Directions = Transcribe the listing verbatim. Do not carry over any pictures.
— START Dataset content —
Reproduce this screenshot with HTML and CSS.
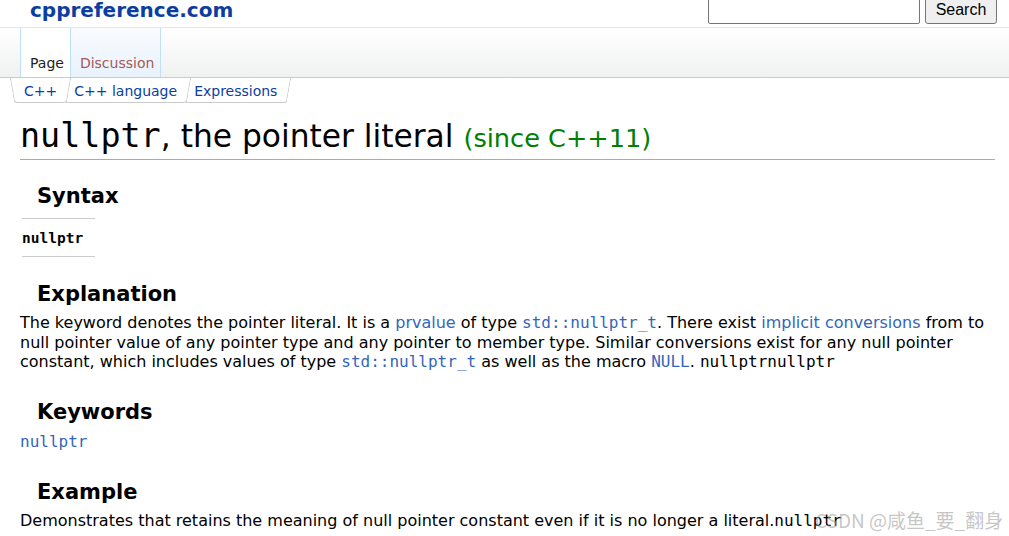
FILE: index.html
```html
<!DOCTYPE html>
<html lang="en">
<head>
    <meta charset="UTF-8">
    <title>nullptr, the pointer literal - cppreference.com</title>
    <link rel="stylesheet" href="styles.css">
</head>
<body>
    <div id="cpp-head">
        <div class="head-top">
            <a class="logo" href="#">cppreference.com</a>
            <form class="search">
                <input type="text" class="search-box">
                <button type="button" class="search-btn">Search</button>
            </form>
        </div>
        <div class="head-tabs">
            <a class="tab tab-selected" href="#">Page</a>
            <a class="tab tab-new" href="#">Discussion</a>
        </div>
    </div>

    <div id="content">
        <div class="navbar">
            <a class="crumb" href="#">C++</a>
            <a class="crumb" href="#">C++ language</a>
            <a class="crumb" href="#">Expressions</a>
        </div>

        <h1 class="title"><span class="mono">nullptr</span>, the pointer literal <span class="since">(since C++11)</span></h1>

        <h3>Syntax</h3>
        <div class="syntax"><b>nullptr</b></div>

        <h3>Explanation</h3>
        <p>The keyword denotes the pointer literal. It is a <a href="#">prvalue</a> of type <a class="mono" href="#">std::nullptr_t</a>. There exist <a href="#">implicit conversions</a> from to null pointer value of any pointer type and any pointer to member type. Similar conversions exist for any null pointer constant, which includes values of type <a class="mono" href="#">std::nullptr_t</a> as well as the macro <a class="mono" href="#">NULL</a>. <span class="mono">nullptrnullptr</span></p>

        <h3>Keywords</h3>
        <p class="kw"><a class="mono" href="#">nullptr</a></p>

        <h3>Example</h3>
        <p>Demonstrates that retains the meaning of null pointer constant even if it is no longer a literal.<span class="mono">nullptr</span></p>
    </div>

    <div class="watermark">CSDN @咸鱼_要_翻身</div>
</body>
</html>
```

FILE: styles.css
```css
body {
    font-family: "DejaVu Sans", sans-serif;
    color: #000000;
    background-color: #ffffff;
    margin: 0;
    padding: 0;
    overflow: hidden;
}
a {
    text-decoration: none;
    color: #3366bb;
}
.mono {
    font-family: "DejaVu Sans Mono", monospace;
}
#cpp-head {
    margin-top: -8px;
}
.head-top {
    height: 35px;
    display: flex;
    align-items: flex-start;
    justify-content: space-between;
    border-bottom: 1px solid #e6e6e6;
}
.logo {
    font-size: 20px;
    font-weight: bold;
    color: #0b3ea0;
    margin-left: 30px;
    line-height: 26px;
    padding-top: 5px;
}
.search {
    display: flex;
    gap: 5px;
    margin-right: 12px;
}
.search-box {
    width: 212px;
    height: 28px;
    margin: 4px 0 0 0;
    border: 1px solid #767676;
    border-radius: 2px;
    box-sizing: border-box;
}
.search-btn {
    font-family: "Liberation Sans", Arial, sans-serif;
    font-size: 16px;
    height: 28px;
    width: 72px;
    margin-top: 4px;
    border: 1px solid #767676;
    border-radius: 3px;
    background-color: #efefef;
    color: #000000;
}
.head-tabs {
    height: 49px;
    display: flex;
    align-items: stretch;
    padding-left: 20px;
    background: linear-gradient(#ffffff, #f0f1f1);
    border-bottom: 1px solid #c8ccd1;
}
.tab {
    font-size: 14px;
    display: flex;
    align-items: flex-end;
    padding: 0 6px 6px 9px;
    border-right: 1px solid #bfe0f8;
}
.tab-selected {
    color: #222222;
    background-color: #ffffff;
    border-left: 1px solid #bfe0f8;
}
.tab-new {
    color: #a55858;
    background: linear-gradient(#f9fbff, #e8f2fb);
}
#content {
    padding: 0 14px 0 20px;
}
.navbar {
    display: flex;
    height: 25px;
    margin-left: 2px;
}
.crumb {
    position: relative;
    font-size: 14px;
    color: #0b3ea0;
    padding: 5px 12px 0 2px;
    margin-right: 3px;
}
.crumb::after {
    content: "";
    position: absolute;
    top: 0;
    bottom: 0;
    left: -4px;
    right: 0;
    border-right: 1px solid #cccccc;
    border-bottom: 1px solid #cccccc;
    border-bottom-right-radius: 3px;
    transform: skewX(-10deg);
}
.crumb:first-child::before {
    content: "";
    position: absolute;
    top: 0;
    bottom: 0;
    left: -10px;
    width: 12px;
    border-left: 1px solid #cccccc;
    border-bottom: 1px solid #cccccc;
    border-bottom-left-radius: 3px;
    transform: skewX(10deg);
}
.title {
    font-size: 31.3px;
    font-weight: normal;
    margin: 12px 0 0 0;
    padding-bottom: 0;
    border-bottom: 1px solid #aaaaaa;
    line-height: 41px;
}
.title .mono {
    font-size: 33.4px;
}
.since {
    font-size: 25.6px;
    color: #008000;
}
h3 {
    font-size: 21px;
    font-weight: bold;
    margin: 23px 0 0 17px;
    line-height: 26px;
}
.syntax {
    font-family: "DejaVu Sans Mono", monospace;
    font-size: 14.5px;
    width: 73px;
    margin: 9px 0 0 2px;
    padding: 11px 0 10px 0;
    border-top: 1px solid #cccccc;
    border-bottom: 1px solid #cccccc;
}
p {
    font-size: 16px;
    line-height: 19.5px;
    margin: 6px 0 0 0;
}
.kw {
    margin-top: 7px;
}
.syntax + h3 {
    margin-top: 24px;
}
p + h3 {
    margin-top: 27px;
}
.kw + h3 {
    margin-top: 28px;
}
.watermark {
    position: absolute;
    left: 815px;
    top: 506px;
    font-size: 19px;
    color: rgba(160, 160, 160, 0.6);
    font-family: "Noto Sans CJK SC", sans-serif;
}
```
— END Dataset content —
In response =
Reproduce this screenshot with HTML and CSS.
FILE: index.html
```html
<!DOCTYPE html>
<html lang="en">
<head>
    <meta charset="UTF-8">
    <title>nullptr, the pointer literal - cppreference.com</title>
    <link rel="stylesheet" href="styles.css">
</head>
<body>
    <div id="cpp-head">
        <div class="head-top">
            <a class="logo" href="#">cppreference.com</a>
            <form class="search">
                <input type="text" class="search-box">
                <button type="button" class="search-btn">Search</button>
            </form>
        </div>
        <div class="head-tabs">
            <a class="tab tab-selected" href="#">Page</a>
            <a class="tab tab-new" href="#">Discussion</a>
        </div>
    </div>

    <div id="content">
        <div class="navbar">
            <a class="crumb" href="#">C++</a>
            <a class="crumb" href="#">C++ language</a>
            <a class="crumb" href="#">Expressions</a>
        </div>

        <h1 class="title"><span class="mono">nullptr</span>, the pointer literal <span class="since">(since C++11)</span></h1>

        <h3>Syntax</h3>
        <div class="syntax"><b>nullptr</b></div>

        <h3>Explanation</h3>
        <p>The keyword denotes the pointer literal. It is a <a href="#">prvalue</a> of type <a class="mono" href="#">std::nullptr_t</a>. There exist <a href="#">implicit conversions</a> from to null pointer value of any pointer type and any pointer to member type. Similar conversions exist for any null pointer constant, which includes values of type <a class="mono" href="#">std::nullptr_t</a> as well as the macro <a class="mono" href="#">NULL</a>. <span class="mono">nullptrnullptr</span></p>

        <h3>Keywords</h3>
        <p class="kw"><a class="mono" href="#">nullptr</a></p>

        <h3>Example</h3>
        <p>Demonstrates that retains the meaning of null pointer constant even if it is no longer a literal.<span class="mono">nullptr</span></p>
    </div>

    <div class="watermark">CSDN @咸鱼_要_翻身</div>
</body>
</html>
```

FILE: styles.css
```css
body {
    font-family: "DejaVu Sans", sans-serif;
    color: #000000;
    background-color: #ffffff;
    margin: 0;
    padding: 0;
    overflow: hidden;
}
a {
    text-decoration: none;
    color: #3366bb;
}
.mono {
    font-family: "DejaVu Sans Mono", monospace;
}
#cpp-head {
    margin-top: -8px;
}
.head-top {
    height: 35px;
    display: flex;
    align-items: flex-start;
    justify-content: space-between;
    border-bottom: 1px solid #e6e6e6;
}
.logo {
    font-size: 20px;
    font-weight: bold;
    color: #0b3ea0;
    margin-left: 30px;
    line-height: 26px;
    padding-top: 5px;
}
.search {
    display: flex;
    gap: 5px;
    margin-right: 12px;
}
.search-box {
    width: 212px;
    height: 28px;
    margin: 4px 0 0 0;
    border: 1px solid #767676;
    border-radius: 2px;
    box-sizing: border-box;
}
.search-btn {
    font-family: "Liberation Sans", Arial, sans-serif;
    font-size: 16px;
    height: 28px;
    width: 72px;
    margin-top: 4px;
    border: 1px solid #767676;
    border-radius: 3px;
    background-color: #efefef;
    color: #000000;
}
.head-tabs {
    height: 49px;
    display: flex;
    align-items: stretch;
    padding-left: 20px;
    background: linear-gradient(#ffffff, #f0f1f1);
    border-bottom: 1px solid #c8ccd1;
}
.tab {
    font-size: 14px;
    display: flex;
    align-items: flex-end;
    padding: 0 6px 6px 9px;
    border-right: 1px solid #bfe0f8;
}
.tab-selected {
    color: #222222;
    background-color: #ffffff;
    border-left: 1px solid #bfe0f8;
}
.tab-new {
    color: #a55858;
    background: linear-gradient(#f9fbff, #e8f2fb);
}
#content {
    padding: 0 14px 0 20px;
}
.navbar {
    display: flex;
    height: 25px;
    margin-left: 2px;
}
.crumb {
    position: relative;
    font-size: 14px;
    color: #0b3ea0;
    padding: 5px 12px 0 2px;
    margin-right: 3px;
}
.crumb::after {
    content: "";
    position: absolute;
    top: 0;
    bottom: 0;
    left: -4px;
    right: 0;
    border-right: 1px solid #cccccc;
    border-bottom: 1px solid #cccccc;
    border-bottom-right-radius: 3px;
    transform: skewX(-10deg);
}
.crumb:first-child::before {
    content: "";
    position: absolute;
    top: 0;
    bottom: 0;
    left: -10px;
    width: 12px;
    border-left: 1px solid #cccccc;
    border-bottom: 1px solid #cccccc;
    border-bottom-left-radius: 3px;
    transform: skewX(10deg);
}
.title {
    font-size: 31.3px;
    font-weight: normal;
    margin: 12px 0 0 0;
    padding-bottom: 0;
    border-bottom: 1px solid #aaaaaa;
    line-height: 41px;
}
.title .mono {
    font-size: 33.4px;
}
.since {
    font-size: 25.6px;
    color: #008000;
}
h3 {
    font-size: 21px;
    font-weight: bold;
    margin: 23px 0 0 17px;
    line-height: 26px;
}
.syntax {
    font-family: "DejaVu Sans Mono", monospace;
    font-size: 14.5px;
    width: 73px;
    margin: 9px 0 0 2px;
    padding: 11px 0 10px 0;
    border-top: 1px solid #cccccc;
    border-bottom: 1px solid #cccccc;
}
p {
    font-size: 16px;
    line-height: 19.5px;
    margin: 6px 0 0 0;
}
.kw {
    margin-top: 7px;
}
.syntax + h3 {
    margin-top: 24px;
}
p + h3 {
    margin-top: 27px;
}
.kw + h3 {
    margin-top: 28px;
}
.watermark {
    position: absolute;
    left: 815px;
    top: 506px;
    font-size: 19px;
    color: rgba(160, 160, 160, 0.6);
    font-family: "Noto Sans CJK SC", sans-serif;
}
```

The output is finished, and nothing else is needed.